Fred Snowden of Arizona, The Fox, was the first black head coach at a major school, "the fly in the buttermilk of Tucson" as he still puts it. In charming self-parody, he also refers to himself as "Ego King," and he is not far wrong. Snowden's teams dazzle the opposition on the break, then wave at them on the defensive end. "We let you play with it because we want it back in a hurry," he says.
The Fox has a preference for white shoes, the word "syndrome" and large phrases that he mixes with his hip street slang. He calls the university president "a good cat" and says he has "body vibes" that this is Arizona's year. The Fox has a large opulent office with red velveteen wallpaper and dim lighting all around. He is of the opinion Arizona does not get enough attention.
"Some coaches get rated because of who they are," says The Fox. "Knight, he's one. Indiana and Knight get rated every year just because he's Bobby Knight. I figure I should get rated because I'm The Fox. I'm going to be up there every year because my contacts get me people to stay up.
"The man at UCLA," adds The Fox, referring to John Wooden, "now when he goes, you know who's getting all the dudes from L.A.? You looking at him: The Fox."
Snowden is from Detroit and grew up with the Four Tops and the Temptations. He used to run sandwiches up to Charlie Parker at the Bluebird Inn and sit at the knee of Joe Louis. Tucson was a big change.
"It isn't my life-style," says The Fox, "but it's where I had to come to get a chance. I miss the little black things. Having my hair styled by my own guy. Listening to my sounds on a black station. My daughter misses Soul Train and the black dancers. I love Soul Train.
"My man, Tucson folk are the greatest in the world, but we had to work like hell to get them. I didn't come all this way to lose, can you dig it? People need to get rid of their cowboy syndrome about this league. I was assistant at Michigan, and you telling me the Big Ten is as tough as the WAC? We had four teams that would kick Indiana's butt at the end of last season. Put that down. Put down The Fox was one of them."

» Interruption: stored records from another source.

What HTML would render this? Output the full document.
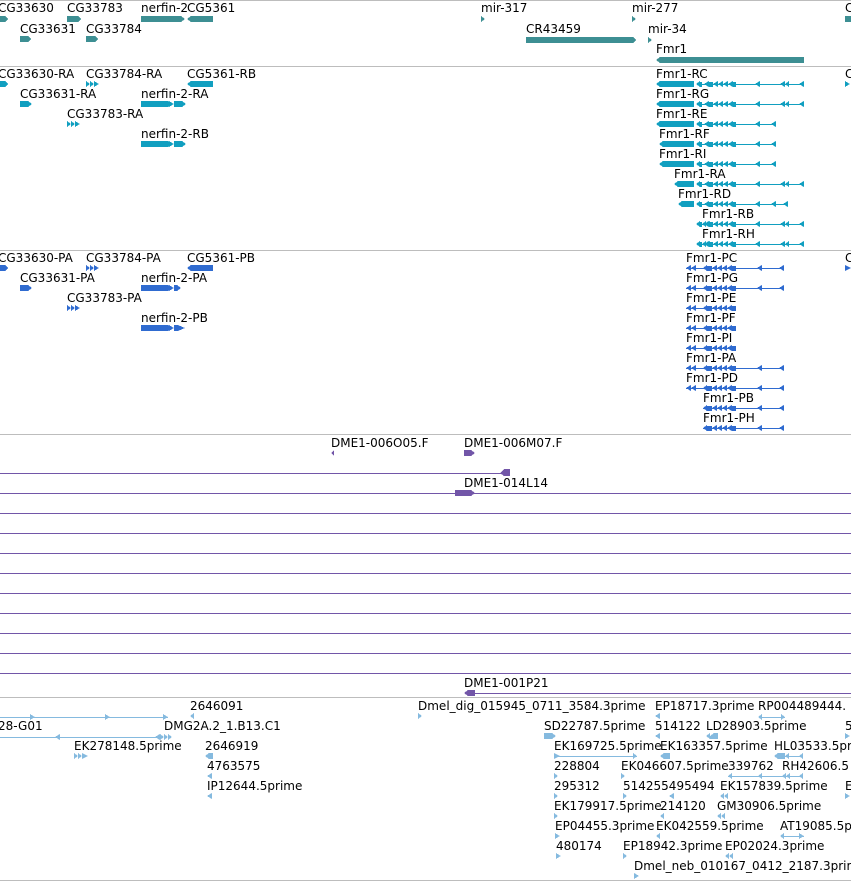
<!DOCTYPE html>
<html><head><meta charset="utf-8"><style>
html,body{margin:0;padding:0;background:#fff;width:851px;height:882px;overflow:hidden}
svg text{font-family:"DejaVu Sans","Liberation Sans",sans-serif;font-size:12px;fill:#000}
</style></head><body>
<svg width="851" height="882" xmlns="http://www.w3.org/2000/svg" shape-rendering="crispEdges">
<defs>
<g id="tlong" fill="#119fc0" stroke="none">
<rect x="700" y="0" width="104" height="1"/>
<polygon points="696,0 700,-3 700,3"/><rect x="700" y="-2" width="2" height="5"/>
<polygon points="704,0 709,-3 709,3"/><rect x="709" y="-2" width="4" height="5"/>
<polygon points="713,0 718,-3 718,3"/><polygon points="718,0 723,-3 723,3"/><polygon points="723,0 728,-3 728,3"/><polygon points="728,0 733,-3 733,3"/><rect x="733" y="-2" width="3" height="5"/>
<polygon points="755,0 760,-3 760,3"/><polygon points="780,0 785,-3 785,3"/><polygon points="785,0 789,-3 789,3"/><polygon points="799,0 804,-3 804,3"/>
</g>
<g id="tshort" fill="#119fc0">
<rect x="700" y="0" width="76" height="1"/>
<polygon points="696,0 700,-3 700,3"/><rect x="700" y="-2" width="2" height="5"/>
<polygon points="704,0 709,-3 709,3"/><rect x="709" y="-2" width="4" height="5"/>
<polygon points="713,0 718,-3 718,3"/><polygon points="718,0 723,-3 723,3"/><polygon points="723,0 728,-3 728,3"/><polygon points="728,0 733,-3 733,3"/><rect x="733" y="-2" width="3" height="5"/>
<polygon points="755,0 760,-3 760,3"/><polygon points="771,0 776,-3 776,3"/>
</g>
<g id="pchain" fill="#2f6bd0">
<polygon points="703,0 707,-3 707,3"/><rect x="707" y="-2" width="5" height="5"/>
<polygon points="712,0 717,-3 717,3"/><polygon points="717,0 722,-3 722,3"/><polygon points="722,0 727,-3 727,3"/><polygon points="727,0 732,-3 732,3"/><rect x="732" y="-2" width="4" height="5"/>
</g>
<g id="plong" fill="#2f6bd0">
<rect x="686" y="0" width="98" height="1"/>
<polygon points="686,0 691,-3 691,3"/><polygon points="691,0 696,-3 696,3"/>
<use href="#pchain"/>
<polygon points="757,0 762,-3 762,3"/><polygon points="779,0 784,-3 784,3"/>
</g>
<g id="pshort" fill="#2f6bd0">
<rect x="686" y="0" width="50" height="1"/>
<polygon points="686,0 691,-3 691,3"/><polygon points="691,0 696,-3 696,3"/>
<use href="#pchain"/>
</g>
<g id="pbh" fill="#2f6bd0">
<rect x="703" y="0" width="81" height="1"/>
<polygon points="703,0 707,-3 707,3"/>
<use href="#pchain"/>
<polygon points="757,0 762,-3 762,3"/><polygon points="779,0 784,-3 784,3"/>
</g>
</defs>

<g fill="#bdbdbd">
<rect x="0" y="0" width="851" height="1"/>
<rect x="0" y="66" width="851" height="1"/>
<rect x="0" y="250" width="851" height="1"/>
<rect x="0" y="434" width="851" height="1"/>
<rect x="0" y="697" width="851" height="1"/>
<rect x="0" y="880" width="851" height="1"/>
</g>

<g fill="#3d8f93">
<polygon points="0,16 5,16 8,19 5,22 0,22"/>
<polygon points="67,16 78,16 81,19 78,22 67,22"/>
<polygon points="141,16 181,16 185,19 181,22 141,22"/>
<polygon points="187,19 191,16 213,16 213,22 191,22"/>
<polygon points="20,36 28,36 31,39 28,42 20,42"/>
<polygon points="86,36 95,36 98,39 95,42 86,42"/>
<polygon points="481,16 485,19 481,22"/>
<polygon points="632,16 636,19 632,22"/>
<polygon points="526,37 633,37 636,40 633,43 526,43"/>
<polygon points="648,37 652,40 648,43"/>
<polygon points="656,60 660,57 804,57 804,63 660,63"/>
<rect x="845" y="16" width="6" height="6"/>
</g>
<text x="-2" y="12">CG33630</text>
<text x="67" y="12">CG33783</text>
<text x="141" y="12">nerfin-2</text><text x="187" y="12">CG5361</text>
<text x="20" y="33">CG33631</text>
<text x="86" y="33">CG33784</text>
<text x="481" y="12">mir-317</text>
<text x="632" y="12">mir-277</text>
<text x="526" y="33">CR43459</text>
<text x="648" y="33">mir-34</text>
<text x="656" y="53">Fmr1</text>
<text x="845" y="12">C</text>

<g fill="#119fc0">
<polygon points="0,81 5,81 8,84 5,87 0,87"/>
<polygon points="86,81 90,84 86,87"/><polygon points="90,81 94,84 90,87"/><polygon points="94,81 99,84 94,87"/>
<polygon points="187,84 191,81 213,81 213,87 191,87"/>
<polygon points="20,101 28,101 32,104 28,107 20,107"/>
<polygon points="141,101 168,101 171,104 168,107 141,107"/><polygon points="169,101 174,104 169,107"/><rect x="174" y="101" width="8" height="6"/><polygon points="182,101 186,104 182,107"/>
<polygon points="67,121 71,124 67,127"/><polygon points="71,121 75,124 71,127"/><polygon points="75,121 80,124 75,127"/>
<polygon points="141,141 168,141 171,144 168,147 141,147"/><polygon points="169,141 174,144 169,147"/><rect x="174" y="141" width="8" height="6"/><polygon points="182,141 186,144 182,147"/>
<polygon points="845,81 850,84 845,87"/>
</g>
<text x="-2" y="78">CG33630-RA</text>
<text x="86" y="78">CG33784-RA</text>
<text x="187" y="78">CG5361-RB</text>
<text x="20" y="98">CG33631-RA</text>
<text x="141" y="98">nerfin-2-RA</text>
<text x="67" y="118">CG33783-RA</text>
<text x="141" y="138">nerfin-2-RB</text>
<text x="845" y="78">C</text>

<g fill="#119fc0">
<polygon points="656,84 660,81 694,81 694,87 660,87"/>
<polygon points="656,104 660,101 694,101 694,107 660,107"/>
<polygon points="656,124 660,121 694,121 694,127 660,127"/>
<polygon points="659,144 663,141 694,141 694,147 663,147"/>
<polygon points="659,164 663,161 694,161 694,167 663,167"/>
<polygon points="674,184 678,181 694,181 694,187 678,187"/>
<polygon points="678,204 682,201 694,201 694,207 682,207"/>
</g>
<use href="#tlong" y="84"/>
<use href="#tlong" y="104"/>
<use href="#tshort" y="124"/>
<use href="#tshort" y="144"/>
<use href="#tshort" y="164"/>
<use href="#tlong" y="184"/>
<use href="#tshort" y="204"/>
<rect x="776" y="204" width="12" height="1" fill="#119fc0"/><polygon points="783,204 788,201 788,207" fill="#119fc0"/>
<g fill="#119fc0"><polygon points="702,224 706,221 706,227"/><polygon points="706,224 710,221 710,227"/><polygon points="702,244 706,241 706,247"/><polygon points="706,244 710,241 710,247"/></g>
<use href="#tlong" y="224"/>
<use href="#tlong" y="244"/>
<text x="656" y="78">Fmr1-RC</text>
<text x="656" y="98">Fmr1-RG</text>
<text x="656" y="118">Fmr1-RE</text>
<text x="659" y="138">Fmr1-RF</text>
<text x="659" y="158">Fmr1-RI</text>
<text x="674" y="178">Fmr1-RA</text>
<text x="678" y="198">Fmr1-RD</text>
<text x="702" y="218">Fmr1-RB</text>
<text x="702" y="238">Fmr1-RH</text>

<g fill="#2f6bd0">
<polygon points="0,265 5,265 8,268 5,271 0,271"/>
<polygon points="86,265 90,268 86,271"/><polygon points="90,265 94,268 90,271"/><polygon points="94,265 99,268 94,271"/>
<polygon points="187,268 191,265 213,265 213,271 191,271"/>
<polygon points="20,285 28,285 32,288 28,291 20,291"/>
<polygon points="141,285 168,285 171,288 168,291 141,291"/><polygon points="169,285 174,288 169,291"/><rect x="174" y="285" width="3" height="6"/><polygon points="177,285 181,288 177,291"/>
<polygon points="67,305 71,308 67,311"/><polygon points="71,305 75,308 71,311"/><polygon points="75,305 80,308 75,311"/>
<polygon points="141,325 168,325 171,328 168,331 141,331"/><polygon points="169,325 174,328 169,331"/><rect x="174" y="325" width="4" height="6"/><polygon points="178,325 185,328 178,331"/>
<polygon points="845,265 851,268 845,271"/>
</g>
<text x="-2" y="262">CG33630-PA</text>
<text x="86" y="262">CG33784-PA</text>
<text x="187" y="262">CG5361-PB</text>
<text x="20" y="282">CG33631-PA</text>
<text x="141" y="282">nerfin-2-PA</text>
<text x="67" y="302">CG33783-PA</text>
<text x="141" y="322">nerfin-2-PB</text>
<text x="845" y="262">C</text>
<use href="#plong" y="268"/>
<use href="#plong" y="288"/>
<use href="#pshort" y="308"/>
<use href="#pshort" y="328"/>
<use href="#pshort" y="348"/>
<use href="#plong" y="368"/>
<use href="#plong" y="388"/>
<use href="#pbh" y="408"/>
<use href="#pbh" y="428"/>
<text x="686" y="262">Fmr1-PC</text>
<text x="686" y="282">Fmr1-PG</text>
<text x="686" y="302">Fmr1-PE</text>
<text x="686" y="322">Fmr1-PF</text>
<text x="686" y="342">Fmr1-PI</text>
<text x="686" y="362">Fmr1-PA</text>
<text x="686" y="382">Fmr1-PD</text>
<text x="703" y="402">Fmr1-PB</text>
<text x="703" y="422">Fmr1-PH</text>

<g fill="#7256a8">
<polygon points="331,453 334,450 334,456"/>
<polygon points="464,450 471,450 475,453 471,456 464,456"/>
<rect x="0" y="473" width="505" height="1"/>
<polygon points="500,473 504,469 510,469 510,476 504,476"/>
<rect x="0" y="493" width="851" height="1"/>
<polygon points="455,490 470,490 473,493 470,496 455,496"/>
<polygon points="464,490 471,490 475,493 471,496 464,496"/>
<rect x="0" y="513" width="851" height="1"/>
<rect x="0" y="533" width="851" height="1"/>
<rect x="0" y="553" width="851" height="1"/>
<rect x="0" y="573" width="851" height="1"/>
<rect x="0" y="593" width="851" height="1"/>
<rect x="0" y="613" width="851" height="1"/>
<rect x="0" y="633" width="851" height="1"/>
<rect x="0" y="653" width="851" height="1"/>
<rect x="0" y="673" width="851" height="1"/>
<rect x="468" y="693" width="383" height="1"/>
<polygon points="464,693 468,690 475,690 475,696 468,696"/>
</g>
<text x="331" y="447">DME1-006O05.F</text>
<text x="464" y="447">DME1-006M07.F</text>
<text x="464" y="487">DME1-014L14</text>
<text x="464" y="687">DME1-001P21</text>

<g fill="#85badf">
<rect x="0" y="717" width="168" height="1"/>
<polygon points="30,714 35,717 30,720"/><polygon points="105,714 110,717 105,720"/><polygon points="163,714 168,717 163,720"/>
<rect x="0" y="737" width="160" height="1"/>
<polygon points="55,737 60,734 60,740"/><polygon points="155,737 160,734 160,740"/>
<polygon points="160,734 164,737 160,740"/><polygon points="164,734 168,737 164,740"/><polygon points="168,734 172,737 168,740"/>
<polygon points="190,716 194,713 194,719"/>
<polygon points="418,713 422,716 418,719"/>
<polygon points="655,716 660,713 660,719"/>
<rect x="760" y="717" width="25" height="1"/><polygon points="758,717 762,714 762,720"/><polygon points="781,714 785,717 781,720"/>
<polygon points="544,733 552,733 556,736 552,739 544,739"/>
<polygon points="655,736 660,733 660,739"/>
<polygon points="706,736 710,733 710,739"/><polygon points="710,736 714,733 718,733 718,739 714,739 710,739"/>
<polygon points="845,733 850,736 845,739"/>
<polygon points="74,753 78,756 74,759"/><polygon points="78,753 82,756 78,759"/><polygon points="82,753 88,756 82,759"/>
<polygon points="205,756 209,753 213,753 213,759 209,759"/>
<rect x="554" y="756" width="83" height="1"/><polygon points="554,753 560,756 554,759"/><polygon points="633,753 637,756 633,759"/>
<polygon points="660,756 664,753 670,753 670,759 664,759"/>
<rect x="778" y="756" width="25" height="1"/><polygon points="774,756 778,753 785,753 785,759 778,759"/><polygon points="785,756 789,753 789,759"/><polygon points="799,756 803,753 803,759"/>
<polygon points="207,776 212,773 212,779"/>
<polygon points="554,773 558,776 554,779"/>
<polygon points="621,773 625,776 621,779"/>
<rect x="728" y="776" width="75" height="1"/><polygon points="728,776 732,773 732,779"/><polygon points="758,776 762,773 762,779"/><polygon points="782,776 786,773 786,779"/><polygon points="786,776 790,773 790,779"/><polygon points="799,776 803,773 803,779"/>
<polygon points="207,796 212,793 212,799"/>
<polygon points="554,793 558,796 554,799"/>
<polygon points="623,793 627,796 623,799"/>
<polygon points="669,796 674,793 674,799"/>
<polygon points="720,796 724,793 724,799"/><polygon points="724,796 728,793 728,799"/>
<polygon points="845,793 850,796 845,799"/>
<polygon points="554,813 558,816 554,819"/>
<polygon points="660,816 664,813 664,819"/>
<polygon points="717,816 721,813 721,819"/><polygon points="721,816 725,813 725,819"/>
<polygon points="555,833 560,836 555,839"/>
<polygon points="656,836 660,833 660,839"/>
<rect x="782" y="836" width="22" height="1"/><polygon points="780,836 784,833 784,839"/><polygon points="799,833 804,836 799,839"/>
<polygon points="556,853 561,856 556,859"/>
<polygon points="623,853 627,856 623,859"/>
<polygon points="725,856 729,853 729,859"/><polygon points="729,856 733,853 733,859"/>
<polygon points="634,873 639,876 634,879"/>
</g>
<text x="190" y="710">2646091</text>
<text x="418" y="710">Dmel_dig_015945_0711_3584.3prime</text>
<text x="655" y="710">EP18717.3prime</text>
<text x="758" y="710">RP004489444.</text>
<text x="-2" y="730">28-G01</text>
<text x="164" y="730">DMG2A.2_1.B13.C1</text>
<text x="544" y="730">SD22787.5prime</text>
<text x="655" y="730">514122</text>
<text x="706" y="730">LD28903.5prime</text>
<text x="845" y="730">5</text>
<text x="74" y="750">EK278148.5prime</text>
<text x="205" y="750">2646919</text>
<text x="554" y="750">EK169725.5prime</text>
<text x="660" y="750">EK163357.5prime</text>
<text x="774" y="750">HL03533.5prime</text>
<text x="207" y="770">4763575</text>
<text x="554" y="770">228804</text>
<text x="621" y="770">EK046607.5prime</text>
<text x="728" y="770">339762</text>
<text x="782" y="770">RH42606.5</text>
<text x="207" y="790">IP12644.5prime</text>
<text x="554" y="790">295312</text>
<text x="623" y="790">514255495494</text>
<text x="720" y="790">EK157839.5prime</text>
<text x="845" y="790">E</text>
<text x="554" y="810">EK179917.5prime</text>
<text x="660" y="810">214120</text>
<text x="717" y="810">GM30906.5prime</text>
<text x="555" y="830">EP04455.3prime</text>
<text x="656" y="830">EK042559.5prime</text>
<text x="780" y="830">AT19085.5prime</text>
<text x="556" y="850">480174</text>
<text x="623" y="850">EP18942.3prime</text>
<text x="725" y="850">EP02024.3prime</text>
<text x="634" y="870">Dmel_neb_010167_0412_2187.3prime</text>
</svg>
</body></html>
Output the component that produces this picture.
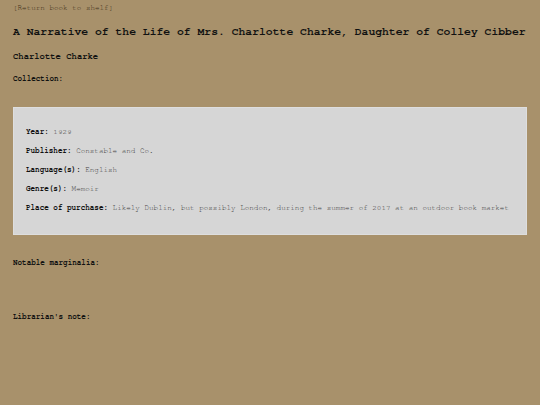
export default function App() {
  const fields = [
    { label: "Year", value: "1929" },
    { label: "Publisher", value: "Constable and Co." },
    { label: "Language(s)", value: "English" },
    { label: "Genre(s)", value: "Memoir" },
    {
      label: "Place of purchase",
      value: "Likely Dublin, but possibly London, during the summer of 2017 at an outdoor book market",
    },
  ];

  return (
    <div
      className="min-h-[405px] w-full bg-[#a8916b] px-[13px] text-[#111111]"
      style={{
        fontFamily:
          '"Nimbus Mono PS", "Nimbus Mono L", "FreeMono", "Courier 10 Pitch", "Liberation Mono", "Courier New", monospace',
      }}
    >
      <div className="text-[7.6px] leading-[16px] text-[#3e3018]">[Return book to shelf]</div>
      <h1 className="mt-[8px] text-[11.4px] font-bold leading-[16px] whitespace-nowrap">
        A Narrative of the Life of Mrs. Charlotte Charke, Daughter of Colley Cibber
      </h1>
      <h2 className="mt-[9px] text-[8.9px] font-bold leading-[16px]">Charlotte Charke</h2>
      <div className="mt-[6px] text-[7.6px] font-bold leading-[16px]">Collection:</div>

      {/* Details card */}
      <div className="mt-[20px] border border-[#dedede] bg-[#d6d6d6] px-[12px] pt-[15px] pb-[16px]">
        {fields.map((f) => (
          <div key={f.label} className="text-[7.6px] leading-[19px] whitespace-nowrap">
            <span className="font-bold text-[#111111]">{f.label}:</span>{" "}
            <span className="text-[#404040]">{f.value}</span>
          </div>
        ))}
      </div>

      <div className="mt-[20px] text-[7.6px] font-bold leading-[16px]">Notable marginalia:</div>
      <div className="mt-[38px] text-[7.6px] font-bold leading-[16px]">Librarian's note:</div>
    </div>
  );
}
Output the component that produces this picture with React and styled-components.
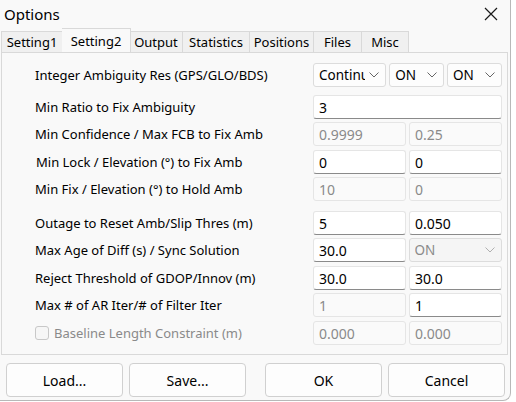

Norm Ellenberger of New Mexico, The Hippie, has a beauteous wife named Judy, some children, a pet timber wolf named Sasha, an adobe hacienda to put them all in and many irons in the fire of the burgeoning business of Indian jewelry. The Hippie is the Newman-Redford among coaches, a man of such striking looks and charisma that his picture, hanging in Albuquerque restaurants, must be guarded lest it be defaced with scribbled I love hims.
The Hippie wears faded jeans, a mustache and shades "to keep the image." The walls of his remodeled office are covered with white shag carpet; there are several mirrors on one of them. "Rule One is: No player can look better than the coach," says The Hippie. "If I don't like his hair or clothes, they're out."